-- What you are asked to do --
Report how many lines in the records below contain the word "React". Give only the number.

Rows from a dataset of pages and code
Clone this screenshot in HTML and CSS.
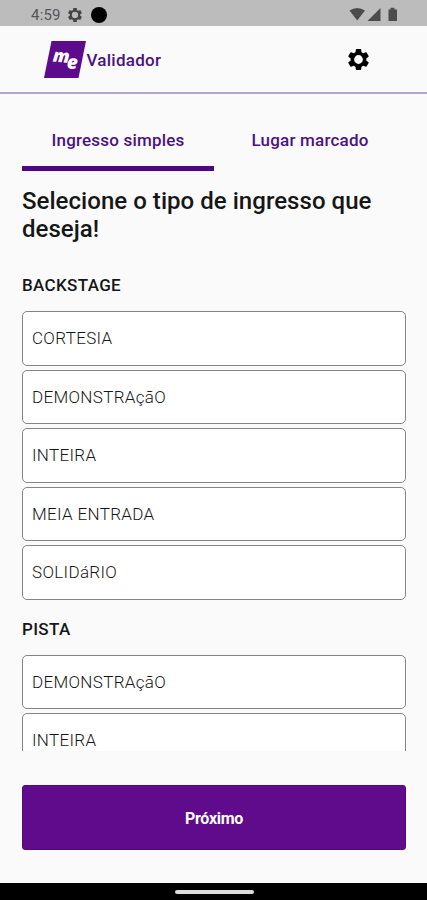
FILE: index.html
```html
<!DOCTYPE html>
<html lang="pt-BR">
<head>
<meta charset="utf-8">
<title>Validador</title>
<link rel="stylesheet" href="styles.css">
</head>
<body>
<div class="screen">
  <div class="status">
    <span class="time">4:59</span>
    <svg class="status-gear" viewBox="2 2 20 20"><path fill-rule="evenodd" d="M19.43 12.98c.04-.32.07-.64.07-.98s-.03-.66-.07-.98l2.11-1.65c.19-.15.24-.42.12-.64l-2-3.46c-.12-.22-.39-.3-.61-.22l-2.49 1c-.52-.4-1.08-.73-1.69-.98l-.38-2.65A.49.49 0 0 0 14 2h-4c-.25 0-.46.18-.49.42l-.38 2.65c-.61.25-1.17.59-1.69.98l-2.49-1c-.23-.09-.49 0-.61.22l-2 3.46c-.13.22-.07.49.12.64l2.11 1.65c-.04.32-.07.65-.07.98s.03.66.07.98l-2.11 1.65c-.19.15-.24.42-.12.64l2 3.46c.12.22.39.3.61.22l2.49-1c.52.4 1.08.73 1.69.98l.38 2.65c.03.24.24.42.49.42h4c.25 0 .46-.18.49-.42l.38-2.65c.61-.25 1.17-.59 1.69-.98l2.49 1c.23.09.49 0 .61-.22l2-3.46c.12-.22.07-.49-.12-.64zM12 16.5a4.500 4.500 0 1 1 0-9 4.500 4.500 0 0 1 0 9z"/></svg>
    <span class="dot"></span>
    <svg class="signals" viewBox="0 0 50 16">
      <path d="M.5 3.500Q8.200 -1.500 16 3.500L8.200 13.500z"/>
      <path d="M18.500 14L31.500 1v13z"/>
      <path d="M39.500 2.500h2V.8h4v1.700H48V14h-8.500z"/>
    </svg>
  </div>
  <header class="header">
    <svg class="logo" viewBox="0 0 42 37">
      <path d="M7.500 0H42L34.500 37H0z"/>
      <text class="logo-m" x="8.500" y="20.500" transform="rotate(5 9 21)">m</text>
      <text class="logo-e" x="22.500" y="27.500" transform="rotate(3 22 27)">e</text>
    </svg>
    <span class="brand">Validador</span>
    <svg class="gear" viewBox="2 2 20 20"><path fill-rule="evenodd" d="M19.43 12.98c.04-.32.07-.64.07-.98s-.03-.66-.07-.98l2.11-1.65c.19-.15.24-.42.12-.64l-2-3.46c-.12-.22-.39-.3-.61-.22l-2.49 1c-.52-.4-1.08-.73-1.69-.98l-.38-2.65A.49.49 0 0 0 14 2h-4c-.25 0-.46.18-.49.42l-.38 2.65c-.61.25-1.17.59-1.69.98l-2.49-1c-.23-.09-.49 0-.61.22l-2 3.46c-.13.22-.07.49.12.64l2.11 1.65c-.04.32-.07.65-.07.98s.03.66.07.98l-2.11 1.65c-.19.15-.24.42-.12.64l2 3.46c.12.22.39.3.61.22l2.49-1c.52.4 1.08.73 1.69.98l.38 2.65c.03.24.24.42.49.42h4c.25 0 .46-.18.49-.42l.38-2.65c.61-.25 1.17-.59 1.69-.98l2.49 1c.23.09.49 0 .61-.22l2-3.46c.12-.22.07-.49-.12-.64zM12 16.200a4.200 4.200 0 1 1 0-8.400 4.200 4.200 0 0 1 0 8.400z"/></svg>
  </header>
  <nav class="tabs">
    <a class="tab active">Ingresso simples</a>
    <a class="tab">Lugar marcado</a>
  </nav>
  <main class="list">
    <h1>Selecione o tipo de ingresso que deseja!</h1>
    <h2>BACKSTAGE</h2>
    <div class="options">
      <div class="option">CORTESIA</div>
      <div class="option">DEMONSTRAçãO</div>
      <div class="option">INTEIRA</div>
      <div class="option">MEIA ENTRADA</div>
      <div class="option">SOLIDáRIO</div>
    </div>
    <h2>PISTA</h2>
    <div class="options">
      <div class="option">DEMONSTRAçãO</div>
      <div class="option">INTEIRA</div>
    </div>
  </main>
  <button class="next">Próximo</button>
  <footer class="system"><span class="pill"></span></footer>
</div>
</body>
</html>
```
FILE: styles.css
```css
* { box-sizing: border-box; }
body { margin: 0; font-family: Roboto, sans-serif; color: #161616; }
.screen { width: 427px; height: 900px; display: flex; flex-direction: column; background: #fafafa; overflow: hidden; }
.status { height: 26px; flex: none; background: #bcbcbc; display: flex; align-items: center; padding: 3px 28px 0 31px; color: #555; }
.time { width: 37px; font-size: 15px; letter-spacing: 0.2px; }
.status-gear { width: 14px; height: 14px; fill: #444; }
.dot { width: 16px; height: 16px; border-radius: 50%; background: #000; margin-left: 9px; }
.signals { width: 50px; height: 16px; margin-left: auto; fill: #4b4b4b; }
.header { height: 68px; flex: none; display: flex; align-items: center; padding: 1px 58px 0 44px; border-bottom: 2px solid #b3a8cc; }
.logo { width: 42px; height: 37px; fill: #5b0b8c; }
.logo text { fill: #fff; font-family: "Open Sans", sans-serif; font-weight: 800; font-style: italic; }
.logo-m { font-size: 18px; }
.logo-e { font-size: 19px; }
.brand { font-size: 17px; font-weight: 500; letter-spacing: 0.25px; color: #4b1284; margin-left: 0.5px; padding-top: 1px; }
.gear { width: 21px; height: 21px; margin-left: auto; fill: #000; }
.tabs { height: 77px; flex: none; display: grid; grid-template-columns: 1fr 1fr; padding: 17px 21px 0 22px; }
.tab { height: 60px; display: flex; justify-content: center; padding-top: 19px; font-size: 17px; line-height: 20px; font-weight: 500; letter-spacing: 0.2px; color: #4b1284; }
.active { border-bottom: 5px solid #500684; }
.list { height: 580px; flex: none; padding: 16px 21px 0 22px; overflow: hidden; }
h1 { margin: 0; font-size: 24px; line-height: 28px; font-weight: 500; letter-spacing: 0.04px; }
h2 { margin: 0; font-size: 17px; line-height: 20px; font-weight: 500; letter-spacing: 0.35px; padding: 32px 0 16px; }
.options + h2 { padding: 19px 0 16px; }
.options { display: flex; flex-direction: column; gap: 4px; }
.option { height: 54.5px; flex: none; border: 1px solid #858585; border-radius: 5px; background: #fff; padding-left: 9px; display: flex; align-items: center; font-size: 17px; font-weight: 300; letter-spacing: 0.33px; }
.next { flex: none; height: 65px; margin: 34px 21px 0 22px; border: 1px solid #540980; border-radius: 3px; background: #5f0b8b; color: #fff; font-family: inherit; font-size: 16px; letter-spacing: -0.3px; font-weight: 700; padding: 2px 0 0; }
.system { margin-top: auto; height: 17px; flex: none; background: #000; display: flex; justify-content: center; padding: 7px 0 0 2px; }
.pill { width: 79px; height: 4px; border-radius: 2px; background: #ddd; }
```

...

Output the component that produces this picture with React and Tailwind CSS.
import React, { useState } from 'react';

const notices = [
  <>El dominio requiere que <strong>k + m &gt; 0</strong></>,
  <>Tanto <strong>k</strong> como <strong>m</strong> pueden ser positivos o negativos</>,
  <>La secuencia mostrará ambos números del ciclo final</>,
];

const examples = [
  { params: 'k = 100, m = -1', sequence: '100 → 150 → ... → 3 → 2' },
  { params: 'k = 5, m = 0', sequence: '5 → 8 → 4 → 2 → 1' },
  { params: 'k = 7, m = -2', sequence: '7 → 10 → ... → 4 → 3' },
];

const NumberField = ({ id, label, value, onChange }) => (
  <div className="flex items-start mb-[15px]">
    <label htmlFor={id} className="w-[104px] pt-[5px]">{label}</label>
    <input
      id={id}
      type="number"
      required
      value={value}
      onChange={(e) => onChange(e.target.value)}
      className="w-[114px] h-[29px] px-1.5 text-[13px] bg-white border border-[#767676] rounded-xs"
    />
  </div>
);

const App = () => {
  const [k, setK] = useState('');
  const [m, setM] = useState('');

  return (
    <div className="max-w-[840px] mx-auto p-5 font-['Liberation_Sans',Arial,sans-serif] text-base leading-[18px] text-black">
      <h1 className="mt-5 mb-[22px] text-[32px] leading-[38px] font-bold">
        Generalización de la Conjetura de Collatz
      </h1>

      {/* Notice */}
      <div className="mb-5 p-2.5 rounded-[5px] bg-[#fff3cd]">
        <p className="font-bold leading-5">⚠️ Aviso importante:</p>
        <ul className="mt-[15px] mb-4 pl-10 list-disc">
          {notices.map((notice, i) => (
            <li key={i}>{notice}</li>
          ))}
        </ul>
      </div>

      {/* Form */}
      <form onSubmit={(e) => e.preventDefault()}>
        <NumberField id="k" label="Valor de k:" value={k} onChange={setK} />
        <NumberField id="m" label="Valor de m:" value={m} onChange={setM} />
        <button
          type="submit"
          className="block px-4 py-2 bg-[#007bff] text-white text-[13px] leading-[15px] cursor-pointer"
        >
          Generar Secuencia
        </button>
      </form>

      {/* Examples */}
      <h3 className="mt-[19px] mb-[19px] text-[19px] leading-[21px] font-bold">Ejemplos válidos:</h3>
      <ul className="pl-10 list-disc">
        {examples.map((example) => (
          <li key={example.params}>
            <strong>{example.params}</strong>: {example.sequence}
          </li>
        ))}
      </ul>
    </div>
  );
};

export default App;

--

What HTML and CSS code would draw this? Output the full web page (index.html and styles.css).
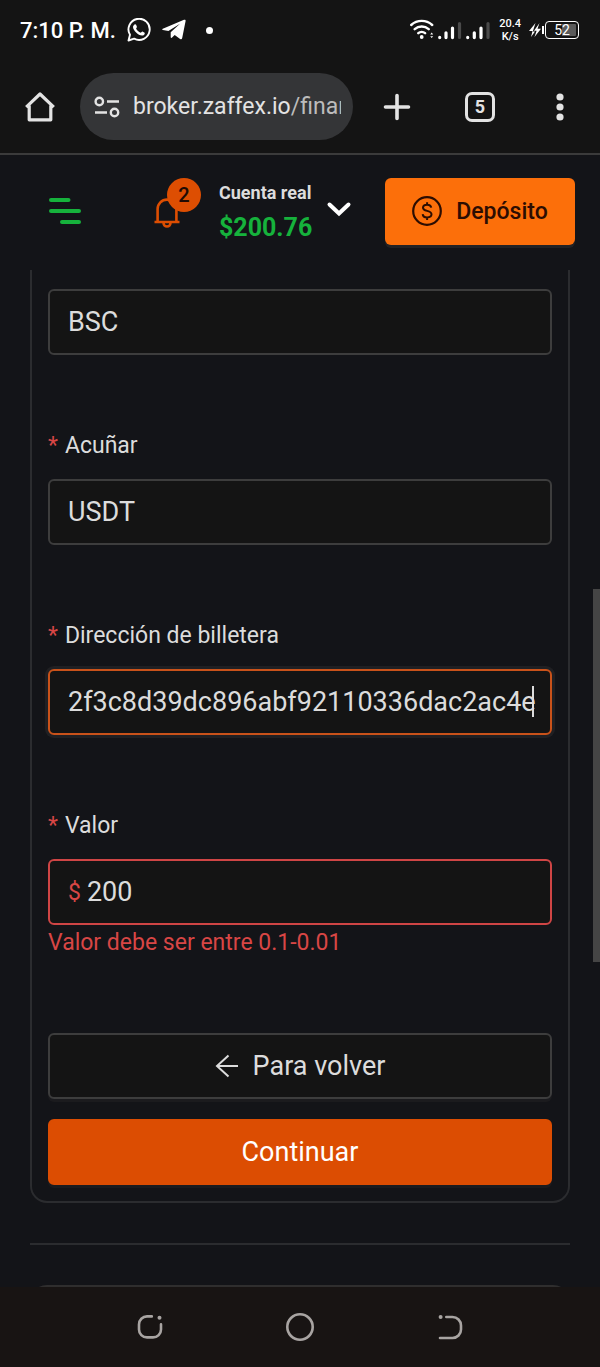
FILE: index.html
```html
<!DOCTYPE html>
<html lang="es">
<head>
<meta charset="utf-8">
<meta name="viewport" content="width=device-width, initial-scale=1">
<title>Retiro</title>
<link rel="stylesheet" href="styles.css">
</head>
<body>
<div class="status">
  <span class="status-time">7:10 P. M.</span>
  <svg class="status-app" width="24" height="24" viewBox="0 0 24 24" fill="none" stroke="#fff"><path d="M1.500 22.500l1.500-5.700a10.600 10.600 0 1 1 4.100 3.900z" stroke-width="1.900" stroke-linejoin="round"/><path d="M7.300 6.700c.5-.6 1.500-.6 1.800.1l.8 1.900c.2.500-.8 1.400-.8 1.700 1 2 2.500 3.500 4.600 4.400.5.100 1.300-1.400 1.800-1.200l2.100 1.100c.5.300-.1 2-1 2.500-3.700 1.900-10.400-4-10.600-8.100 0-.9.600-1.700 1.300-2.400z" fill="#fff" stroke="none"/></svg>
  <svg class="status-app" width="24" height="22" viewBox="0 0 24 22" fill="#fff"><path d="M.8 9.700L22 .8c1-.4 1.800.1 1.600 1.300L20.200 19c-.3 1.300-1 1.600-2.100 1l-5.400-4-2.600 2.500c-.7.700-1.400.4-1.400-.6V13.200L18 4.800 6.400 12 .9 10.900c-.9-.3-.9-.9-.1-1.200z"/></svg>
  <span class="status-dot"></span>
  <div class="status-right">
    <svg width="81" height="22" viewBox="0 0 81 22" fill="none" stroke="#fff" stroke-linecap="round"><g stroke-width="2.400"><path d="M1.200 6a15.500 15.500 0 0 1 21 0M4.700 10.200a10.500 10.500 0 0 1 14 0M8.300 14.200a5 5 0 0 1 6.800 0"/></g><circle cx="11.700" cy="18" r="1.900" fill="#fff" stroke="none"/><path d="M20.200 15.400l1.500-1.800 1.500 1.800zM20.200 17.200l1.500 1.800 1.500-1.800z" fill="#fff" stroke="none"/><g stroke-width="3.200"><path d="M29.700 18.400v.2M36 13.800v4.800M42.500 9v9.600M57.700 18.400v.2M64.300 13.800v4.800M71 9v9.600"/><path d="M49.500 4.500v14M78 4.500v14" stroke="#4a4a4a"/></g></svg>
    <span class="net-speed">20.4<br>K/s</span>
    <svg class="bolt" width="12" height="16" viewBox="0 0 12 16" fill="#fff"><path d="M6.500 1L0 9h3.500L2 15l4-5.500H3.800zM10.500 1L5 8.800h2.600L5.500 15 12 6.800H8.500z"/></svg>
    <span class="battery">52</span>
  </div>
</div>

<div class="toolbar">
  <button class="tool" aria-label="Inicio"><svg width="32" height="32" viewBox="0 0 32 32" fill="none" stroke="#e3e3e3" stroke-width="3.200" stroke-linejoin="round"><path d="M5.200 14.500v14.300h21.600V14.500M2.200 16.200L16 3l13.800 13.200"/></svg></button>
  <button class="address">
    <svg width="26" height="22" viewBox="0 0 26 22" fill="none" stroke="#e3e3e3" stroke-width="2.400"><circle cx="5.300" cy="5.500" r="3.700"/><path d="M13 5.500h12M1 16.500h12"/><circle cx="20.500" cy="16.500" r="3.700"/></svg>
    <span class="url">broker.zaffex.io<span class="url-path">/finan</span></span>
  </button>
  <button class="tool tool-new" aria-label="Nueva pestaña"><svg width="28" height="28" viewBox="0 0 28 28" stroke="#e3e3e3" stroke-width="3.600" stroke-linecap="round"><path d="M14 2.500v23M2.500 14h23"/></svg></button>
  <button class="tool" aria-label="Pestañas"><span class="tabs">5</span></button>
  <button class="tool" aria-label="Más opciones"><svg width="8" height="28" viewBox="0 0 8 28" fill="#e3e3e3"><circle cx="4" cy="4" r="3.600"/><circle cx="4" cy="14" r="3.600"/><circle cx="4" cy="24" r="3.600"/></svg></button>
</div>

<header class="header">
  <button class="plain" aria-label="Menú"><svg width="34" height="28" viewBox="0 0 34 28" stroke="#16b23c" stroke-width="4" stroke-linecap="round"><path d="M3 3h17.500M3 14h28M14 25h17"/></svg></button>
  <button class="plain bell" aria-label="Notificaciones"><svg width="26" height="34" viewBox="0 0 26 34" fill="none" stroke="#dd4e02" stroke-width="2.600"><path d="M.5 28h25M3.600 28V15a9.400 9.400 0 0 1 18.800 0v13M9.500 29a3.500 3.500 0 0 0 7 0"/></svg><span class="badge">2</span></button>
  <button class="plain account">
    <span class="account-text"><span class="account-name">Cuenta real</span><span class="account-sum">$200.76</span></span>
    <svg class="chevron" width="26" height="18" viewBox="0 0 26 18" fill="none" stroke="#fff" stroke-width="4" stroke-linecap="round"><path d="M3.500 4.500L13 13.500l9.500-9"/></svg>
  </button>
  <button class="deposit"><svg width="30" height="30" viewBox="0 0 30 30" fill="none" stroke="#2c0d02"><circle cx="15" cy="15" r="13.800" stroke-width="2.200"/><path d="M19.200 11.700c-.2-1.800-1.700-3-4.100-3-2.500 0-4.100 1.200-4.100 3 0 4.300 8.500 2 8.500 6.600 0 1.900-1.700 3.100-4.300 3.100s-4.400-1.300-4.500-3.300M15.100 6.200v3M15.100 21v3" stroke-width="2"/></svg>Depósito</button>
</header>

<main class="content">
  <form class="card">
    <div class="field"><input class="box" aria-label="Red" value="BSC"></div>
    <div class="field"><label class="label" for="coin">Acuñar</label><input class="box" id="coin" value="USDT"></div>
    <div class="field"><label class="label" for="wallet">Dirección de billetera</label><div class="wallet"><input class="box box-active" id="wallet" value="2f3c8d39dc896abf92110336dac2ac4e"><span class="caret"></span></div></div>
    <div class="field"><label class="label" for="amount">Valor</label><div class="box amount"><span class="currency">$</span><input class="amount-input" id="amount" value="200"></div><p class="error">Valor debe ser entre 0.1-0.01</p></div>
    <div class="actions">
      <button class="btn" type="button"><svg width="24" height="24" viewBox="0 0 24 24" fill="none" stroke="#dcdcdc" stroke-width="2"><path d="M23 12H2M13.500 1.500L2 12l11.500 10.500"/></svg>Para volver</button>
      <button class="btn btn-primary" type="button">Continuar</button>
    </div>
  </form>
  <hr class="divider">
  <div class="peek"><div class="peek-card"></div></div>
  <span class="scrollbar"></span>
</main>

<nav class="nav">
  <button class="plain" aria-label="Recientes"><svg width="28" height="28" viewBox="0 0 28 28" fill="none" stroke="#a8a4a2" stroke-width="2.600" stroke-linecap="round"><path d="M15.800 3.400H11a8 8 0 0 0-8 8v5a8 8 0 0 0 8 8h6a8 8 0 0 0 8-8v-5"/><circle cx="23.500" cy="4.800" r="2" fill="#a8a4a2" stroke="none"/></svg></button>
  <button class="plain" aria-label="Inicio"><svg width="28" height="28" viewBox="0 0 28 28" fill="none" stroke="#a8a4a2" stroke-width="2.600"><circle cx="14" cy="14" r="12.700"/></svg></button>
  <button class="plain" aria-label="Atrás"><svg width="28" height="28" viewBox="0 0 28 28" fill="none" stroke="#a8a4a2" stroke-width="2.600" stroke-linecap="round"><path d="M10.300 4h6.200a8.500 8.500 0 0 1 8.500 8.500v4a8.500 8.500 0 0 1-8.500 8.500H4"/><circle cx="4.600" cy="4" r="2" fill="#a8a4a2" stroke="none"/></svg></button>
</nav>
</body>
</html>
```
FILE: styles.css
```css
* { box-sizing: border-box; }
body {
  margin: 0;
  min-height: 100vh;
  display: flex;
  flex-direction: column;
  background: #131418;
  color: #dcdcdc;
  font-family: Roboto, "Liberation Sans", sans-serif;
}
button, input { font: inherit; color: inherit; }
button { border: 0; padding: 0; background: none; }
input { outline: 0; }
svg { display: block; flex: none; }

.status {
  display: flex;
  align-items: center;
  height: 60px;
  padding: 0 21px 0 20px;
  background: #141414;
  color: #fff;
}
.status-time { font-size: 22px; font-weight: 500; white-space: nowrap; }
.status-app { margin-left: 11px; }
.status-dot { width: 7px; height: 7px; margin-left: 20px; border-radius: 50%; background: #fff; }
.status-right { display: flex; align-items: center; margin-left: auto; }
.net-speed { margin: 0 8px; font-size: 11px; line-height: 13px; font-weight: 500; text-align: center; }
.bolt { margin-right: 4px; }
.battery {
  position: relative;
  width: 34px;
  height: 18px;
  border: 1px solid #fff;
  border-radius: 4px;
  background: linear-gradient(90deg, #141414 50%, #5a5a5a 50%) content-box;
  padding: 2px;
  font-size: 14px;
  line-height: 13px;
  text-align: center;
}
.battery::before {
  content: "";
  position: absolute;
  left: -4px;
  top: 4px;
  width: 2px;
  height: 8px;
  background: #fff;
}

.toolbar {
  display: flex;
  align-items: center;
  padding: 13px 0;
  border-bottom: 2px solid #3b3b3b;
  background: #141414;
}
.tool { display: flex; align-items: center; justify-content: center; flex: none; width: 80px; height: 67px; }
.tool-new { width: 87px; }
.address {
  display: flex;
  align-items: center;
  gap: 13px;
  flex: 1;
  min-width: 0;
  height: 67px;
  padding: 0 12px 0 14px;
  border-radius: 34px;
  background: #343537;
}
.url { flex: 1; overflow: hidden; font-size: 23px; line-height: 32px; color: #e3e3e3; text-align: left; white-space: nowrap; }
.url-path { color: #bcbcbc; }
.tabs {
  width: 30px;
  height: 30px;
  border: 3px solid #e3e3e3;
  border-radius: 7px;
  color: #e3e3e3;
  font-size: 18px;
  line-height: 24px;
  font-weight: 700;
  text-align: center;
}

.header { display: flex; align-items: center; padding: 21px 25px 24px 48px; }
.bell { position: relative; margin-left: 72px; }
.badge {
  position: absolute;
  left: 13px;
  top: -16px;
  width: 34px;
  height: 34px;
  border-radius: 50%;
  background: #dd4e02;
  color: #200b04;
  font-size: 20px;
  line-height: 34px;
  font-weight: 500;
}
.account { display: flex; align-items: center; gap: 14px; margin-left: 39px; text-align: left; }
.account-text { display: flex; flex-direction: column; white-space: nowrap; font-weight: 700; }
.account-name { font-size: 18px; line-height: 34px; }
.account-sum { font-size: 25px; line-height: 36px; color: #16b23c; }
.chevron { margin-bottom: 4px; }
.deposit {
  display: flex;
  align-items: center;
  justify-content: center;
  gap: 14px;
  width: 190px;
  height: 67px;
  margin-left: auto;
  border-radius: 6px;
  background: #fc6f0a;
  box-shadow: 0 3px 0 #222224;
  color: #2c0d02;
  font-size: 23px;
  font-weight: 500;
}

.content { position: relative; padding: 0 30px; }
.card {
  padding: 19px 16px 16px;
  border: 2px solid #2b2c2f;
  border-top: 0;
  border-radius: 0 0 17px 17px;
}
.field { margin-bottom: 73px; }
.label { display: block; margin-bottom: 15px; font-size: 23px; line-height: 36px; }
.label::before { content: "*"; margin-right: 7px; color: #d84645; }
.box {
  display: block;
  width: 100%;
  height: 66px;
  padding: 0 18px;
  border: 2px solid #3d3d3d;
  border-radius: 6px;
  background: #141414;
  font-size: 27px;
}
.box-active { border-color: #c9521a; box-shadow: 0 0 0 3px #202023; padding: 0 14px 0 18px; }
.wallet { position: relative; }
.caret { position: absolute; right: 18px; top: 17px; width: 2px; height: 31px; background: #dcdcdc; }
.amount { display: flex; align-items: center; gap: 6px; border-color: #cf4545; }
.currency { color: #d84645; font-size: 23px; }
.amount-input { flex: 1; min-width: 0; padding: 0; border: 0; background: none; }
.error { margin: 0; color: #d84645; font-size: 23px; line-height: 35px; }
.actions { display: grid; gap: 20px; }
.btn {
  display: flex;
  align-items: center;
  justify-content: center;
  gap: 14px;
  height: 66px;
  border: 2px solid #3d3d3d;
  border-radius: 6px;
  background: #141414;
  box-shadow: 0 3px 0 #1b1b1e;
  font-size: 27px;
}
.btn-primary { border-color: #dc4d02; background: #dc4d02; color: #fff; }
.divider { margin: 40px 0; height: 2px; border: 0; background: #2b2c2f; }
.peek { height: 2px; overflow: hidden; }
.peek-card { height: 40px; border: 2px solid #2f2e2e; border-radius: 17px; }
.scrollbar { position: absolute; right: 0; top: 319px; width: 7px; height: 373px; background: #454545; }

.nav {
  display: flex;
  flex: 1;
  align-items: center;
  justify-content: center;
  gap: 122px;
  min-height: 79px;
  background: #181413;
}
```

-- Solution to this problem --
2